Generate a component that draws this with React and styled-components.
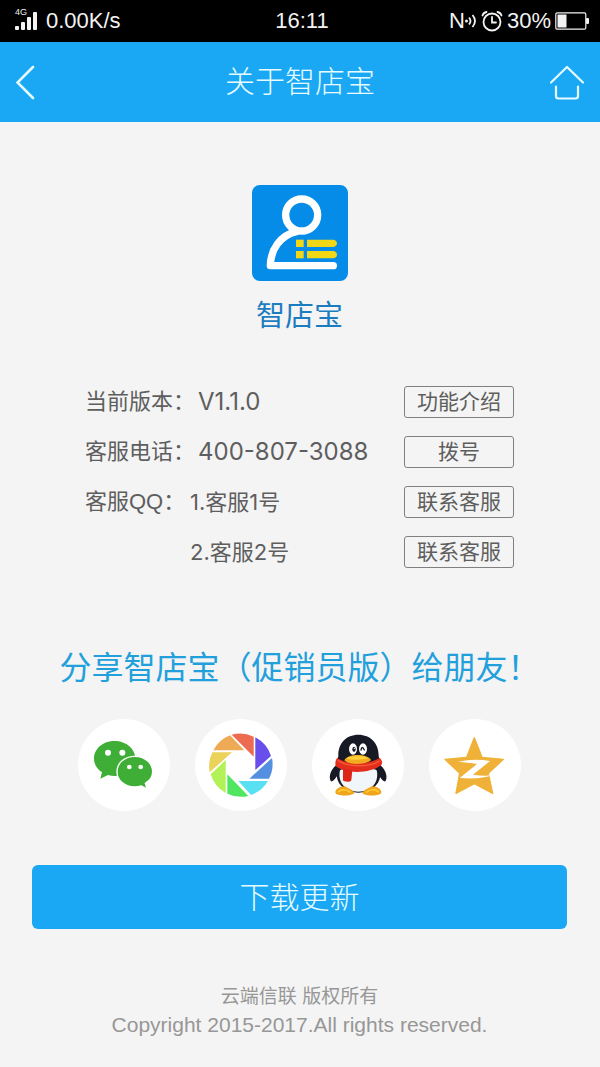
import React from "react";
import styled, { createGlobalStyle } from "styled-components";

const GlobalStyle = createGlobalStyle`
  * {
    box-sizing: border-box;
  }
  body {
    margin: 0;
    background: #f4f4f4;
    font-family: "Liberation Sans", "Noto Sans CJK SC", sans-serif;
  }
  button {
    font-family: inherit;
    cursor: pointer;
  }
`;

const Page = styled.div`
  min-height: 100vh;
  background: #f4f4f4;
`;

const StatusBar = styled.div`
  display: grid;
  grid-template-columns: 1fr auto 1fr;
  align-items: center;
  height: 42px;
  padding: 0 11px 0 15px;
  background: #000;
  color: #f2f2f2;
  font-size: 22px;
  line-height: 42px;
`;

const StatusGroup = styled.div`
  display: flex;
  align-items: center;
  justify-content: ${(props) => (props.$end ? "flex-end" : "flex-start")};
  gap: ${(props) => (props.$end ? "4px" : "9px")};
  white-space: nowrap;
  svg {
    display: block;
    flex: none;
  }
`;

const Signal = styled.span`
  position: relative;
  display: block;
`;

const Network = styled.span`
  position: absolute;
  top: -3px;
  left: 0;
  font-size: 9px;
  line-height: 9px;
`;

const Nfc = styled.span`
  display: flex;
  align-items: center;
`;

const Header = styled.header`
  display: grid;
  grid-template-columns: 1fr auto 1fr;
  align-items: center;
  height: 80px;
  padding: 0 16px;
  background: #1aa8f4;
  color: #e6fbff;
`;

const Title = styled.h1`
  margin: 0;
  font-size: 30px;
  font-weight: 300;
  line-height: 42px;
`;

const IconButton = styled.button`
  display: block;
  justify-self: ${(props) => (props.$end ? "end" : "start")};
  padding: 0;
  border: none;
  background: none;
  color: inherit;
  svg {
    display: block;
  }
`;

const Main = styled.main`
  display: flex;
  flex-direction: column;
  align-items: center;
  padding: 63px 33px 24px 32px;
`;

const AppName = styled.h2`
  margin: 14px 0 48px;
  color: #1c7cc0;
  font-size: 29px;
  font-weight: 400;
  line-height: 43px;
`;

const InfoList = styled.ul`
  display: flex;
  flex-direction: column;
  gap: 18px;
  width: 100%;
  margin: 0;
  padding: 0 53px;
  list-style: none;
`;

const InfoRow = styled.li`
  display: flex;
  align-items: center;
  gap: 3px;
  height: 32px;
  color: #5e5e5e;
  font-size: 22px;
  line-height: 32px;
  white-space: nowrap;
`;

const Label = styled.span`
  min-width: 102px;
`;

const Value = styled.span`
  flex: 1;
  font-family: Inter, "Noto Sans CJK SC", sans-serif;
  font-size: ${(props) => (props.$numeric ? "24px" : "22px")};
`;

const SmallButton = styled.button`
  width: 110px;
  height: 32px;
  padding: 0;
  border: 1px solid #808080;
  border-radius: 3px;
  background: transparent;
  color: #5e5e5e;
  font-size: 21px;
  line-height: 30px;
`;

const ShareTitle = styled.h2`
  margin: 76px 0 27px;
  color: #22a0dc;
  font-size: 32px;
  font-weight: 400;
  line-height: 48px;
  white-space: nowrap;
`;

const ShareList = styled.div`
  display: flex;
  gap: 25px;
`;

const ShareButton = styled.button`
  width: 92px;
  height: 92px;
  padding: 0;
  border: none;
  border-radius: 50%;
  background: #fff;
  svg {
    display: block;
    width: 100%;
    height: 100%;
  }
`;

const UpdateButton = styled.button`
  width: 100%;
  height: 64px;
  margin: 54px 0;
  padding: 2px 0 0;
  border: none;
  border-radius: 6px;
  background: #1aa8f4;
  color: #e6fbff;
  font-size: 30px;
  font-weight: 300;
  line-height: 62px;
`;

const Footer = styled.footer`
  color: #979797;
  font-size: 21px;
  line-height: 28px;
  text-align: center;
  white-space: nowrap;
`;

const Company = styled.div`
  font-size: 19px;
`;

function SignalIcon() {
  return (
    <svg width="22" height="20" viewBox="0 0 22 20" fill="currentColor">
      <rect x="0" y="15" width="4" height="4" rx="1" />
      <rect x="6" y="11" width="4" height="8" rx="1" />
      <rect x="12" y="6" width="4" height="13" rx="1" />
      <rect x="18" y="1" width="4" height="18" rx="1" />
    </svg>
  );
}

function WavesIcon() {
  return (
    <svg width="12" height="16" viewBox="0 0 12 16" fill="none" stroke="currentColor" strokeWidth="1.8">
      <circle cx="1.500" cy="8" r="1.500" fill="currentColor" stroke="none" />
      <path d="M4 4.500q3 3.500 0 7M7.500 2q5 6 0 12" />
    </svg>
  );
}

function AlarmIcon() {
  return (
    <svg width="22" height="22" viewBox="0 0 22 22" fill="none" stroke="currentColor" strokeWidth="1.8" strokeLinecap="round">
      <circle cx="11" cy="12" r="8.500" />
      <path d="M11 7v5.500h4M1.500 5.500Q2.500 2.500 5.500 2M20.500 5.500Q19.500 2.500 16.500 2" />
    </svg>
  );
}

function BatteryIcon() {
  return (
    <svg width="34" height="18" viewBox="0 0 34 18">
      <rect x="0.8" y="0.8" width="30" height="16.4" rx="1.5" fill="none" stroke="currentColor" strokeWidth="1.2" />
      <rect x="2.500" y="2.500" width="9" height="13" fill="currentColor" />
      <rect x="31" y="6" width="3" height="6" rx="1" fill="currentColor" />
    </svg>
  );
}

function BackIcon() {
  return (
    <svg width="20" height="36" viewBox="0 0 20 36" fill="none" stroke="currentColor" strokeWidth="2.6" strokeLinecap="round">
      <path d="M17 3L1.500 18.500l15.500 15.500" />
    </svg>
  );
}

function HomeIcon() {
  return (
    <svg width="34" height="36" viewBox="0 0 34 36" fill="none" stroke="currentColor" strokeWidth="2.2" strokeLinecap="round" strokeLinejoin="round">
      <path d="M1 18.500L17 3l16 15.500M6 22.500v9.500q0 2.500 2.500 2.500h17q2.500 0 2.500-2.500v-9.500" />
    </svg>
  );
}

function AppLogo() {
  return (
    <svg width="96" height="96" viewBox="87 45 288 288">
      <rect x="87" y="45" width="288" height="288" rx="24" fill="#058ce8" />
      <g fill="none" stroke="#fff" strokeWidth="22" strokeLinecap="round" strokeLinejoin="round">
        <circle cx="236" cy="135" r="48" />
        <path d="M220 185C172 196 143 238 142 287H331" />
      </g>
      <g fill="#f2d716">
        <rect x="219" y="209" width="23" height="22" />
        <rect x="219" y="243" width="23" height="22" />
        <path d="M252 209h80q10 3 10 11t-10 11h-80zM252 243h80q10 3 10 11t-10 11h-80z" />
      </g>
    </svg>
  );
}

function WechatIcon() {
  return (
    <svg viewBox="27 27 276 276" fill="#3fae36">
      <path d="M137 93c-35 0-62 23-62 53 0 17 9 31 24 41l-5 19 23-11c7 2 13 3 20 3 35 0 62-23 62-52s-27-53-62-53z" />
      <path
        d="M197 139c-30 0-53 20-53 46s23 46 53 46c7 0 14-1 20-3l17 9-5-17c14-9 22-21 22-35 0-26-24-46-54-46z"
        stroke="#fff"
        strokeWidth="4"
      />
      <g fill="#fff">
        <circle cx="117" cy="128" r="9" />
        <circle cx="160" cy="128" r="9" />
        <circle cx="181" cy="171" r="7" />
        <circle cx="215" cy="171" r="7" />
      </g>
    </svg>
  );
}

const blades = [
  { color: "#eeaa55", d: "M82 121A96 96 0 0 1 132 76L175 121Z" },
  { color: "#ed6b50", d: "M137 74A96 96 0 0 1 203 80V140Z" },
  { color: "#684eea", d: "M208 82A96 96 0 0 1 255 138L208 180Z" },
  { color: "#5590e0", d: "M258 144A96 96 0 0 1 249 206H190Z" },
  { color: "#59e1f1", d: "M246 213A96 96 0 0 1 195 255L157 213Z" },
  { color: "#50e660", d: "M187 258A96 96 0 0 1 124 251V193Z" },
  { color: "#b3f159", d: "M119 249A96 96 0 0 1 74 193L119 150Z" },
  { color: "#ead25b", d: "M71 187A96 96 0 0 1 79 127H138Z" },
];

function MomentsIcon() {
  return (
    <svg viewBox="27 27 276 276">
      {blades.map((blade) => (
        <path key={blade.color} d={blade.d} fill={blade.color} />
      ))}
    </svg>
  );
}

function QQIcon() {
  return (
    <svg viewBox="27 27 276 276">
      <g fill="#171a24">
        <path d="M106 160C84 177 77 196 82 211c3 8 11 1 20-13zM226 160c21 17 28 36 23 51-3 8-11 1-20-13z" />
        <path d="M166 74c-37 0-61 27-60 64-4 20-8 36-5 60 4 31 31 50 65 50s61-19 66-50c3-24-1-40-5-60 1-37-24-64-61-64z" />
      </g>
      <path d="M111 181c-8 34 14 64 55 64s63-30 55-64c-20-12-90-12-110 0z" fill="#f1f6fa" />
      <path d="M126 229c-17 0-29 9-29 18 0 12 45 13 57 3-3-10-15-13-28-21zM206 229c17 0 29 9 29 18 0 12-45 13-57 3 3-10 15-13 28-21z" fill="#f0a51c" />
      <path d="M107 245c8-8 22-8 34 1M225 245c-8-8-22-8-34 1" fill="none" stroke="#ffcc32" strokeWidth="5" strokeLinecap="round" />
      <path d="M103 143c22 20 99 22 127 0 8 7 9 17 5 22-30 25-106 29-137 3-2-8-1-18 5-25z" fill="#e32d1d" />
      <path d="M120 174l28 7-3 29c0 7-21 7-25 1z" fill="#dc2418" />
      <path d="M104 151c28 21 98 22 126 1" fill="none" stroke="#f55a35" strokeWidth="4" />
      <path d="M124 151c5-11 22-16 40-16 19 0 34 5 40 15-13 14-65 17-80 1z" fill="#f3aa20" />
      <path d="M130 146c15-10 51-11 65-1-20 5-44 6-65 1z" fill="#ffd23c" />
      <ellipse cx="150" cy="117" rx="12" ry="17" fill="#fff" />
      <ellipse cx="180" cy="117" rx="12" ry="17" fill="#fff" />
      <ellipse cx="153" cy="118" rx="5" ry="8" fill="#171a24" />
      <circle cx="154" cy="115" r="2" fill="#fff" />
      <path d="M174 120q3-15 10 0" fill="none" stroke="#171a24" strokeWidth="4" strokeLinecap="round" />
    </svg>
  );
}

function QzoneIcon() {
  return (
    <svg viewBox="27 27 276 276">
      <path
        d="M163 83L186 142 250 148 205 190 218 250 163 221 108 250 119 190 75 148 140 142Z"
        fill="#efb137"
        stroke="#efb137"
        strokeWidth="4"
        strokeLinejoin="round"
      />
      <path d="M115 155Q162 145 210 153L159 194Q190 199 218 196 181 209 119 204L171 162Q142 157 115 155Z" fill="#fff" />
    </svg>
  );
}

const rows = [
  { label: "当前版本：", value: "V1.1.0", action: "功能介绍", numeric: true },
  { label: "客服电话：", value: "400-807-3088", action: "拨号", numeric: true },
  { label: "客服QQ：", value: "1.客服1号", action: "联系客服" },
  { label: "", value: "2.客服2号", action: "联系客服" },
];

const shares = [
  { name: "微信", Icon: WechatIcon },
  { name: "朋友圈", Icon: MomentsIcon },
  { name: "QQ", Icon: QQIcon },
  { name: "QQ空间", Icon: QzoneIcon },
];

export default function App() {
  return (
    <Page lang="zh-CN">
      <GlobalStyle />
      <StatusBar>
        <StatusGroup>
          <Signal>
            <Network>4G</Network>
            <SignalIcon />
          </Signal>
          <span>0.00K/s</span>
        </StatusGroup>
        <span>16:11</span>
        <StatusGroup $end>
          <Nfc>
            N
            <WavesIcon />
          </Nfc>
          <AlarmIcon />
          <span>30%</span>
          <BatteryIcon />
        </StatusGroup>
      </StatusBar>
      <Header>
        <IconButton aria-label="返回">
          <BackIcon />
        </IconButton>
        <Title>关于智店宝</Title>
        <IconButton $end aria-label="首页">
          <HomeIcon />
        </IconButton>
      </Header>
      <Main>
        <AppLogo />
        <AppName>智店宝</AppName>
        <InfoList>
          {rows.map((row) => (
            <InfoRow key={row.value}>
              <Label>{row.label}</Label>
              <Value $numeric={row.numeric}>{row.value}</Value>
              <SmallButton>{row.action}</SmallButton>
            </InfoRow>
          ))}
        </InfoList>
        <ShareTitle>分享智店宝（促销员版）给朋友！</ShareTitle>
        <ShareList>
          {shares.map(({ name, Icon }) => (
            <ShareButton key={name} aria-label={name}>
              <Icon />
            </ShareButton>
          ))}
        </ShareList>
        <UpdateButton>下载更新</UpdateButton>
        <Footer>
          <Company>云端信联 版权所有</Company>
          <div>Copyright 2015-2017.All rights reserved.</div>
        </Footer>
      </Main>
    </Page>
  );
}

==================================================

◆ WORK INSTRUCTIONS ◆
Above is a listing; report how many of its lines include the word "React", giving the number only.

◆ OUTPUT BELOW ◆
2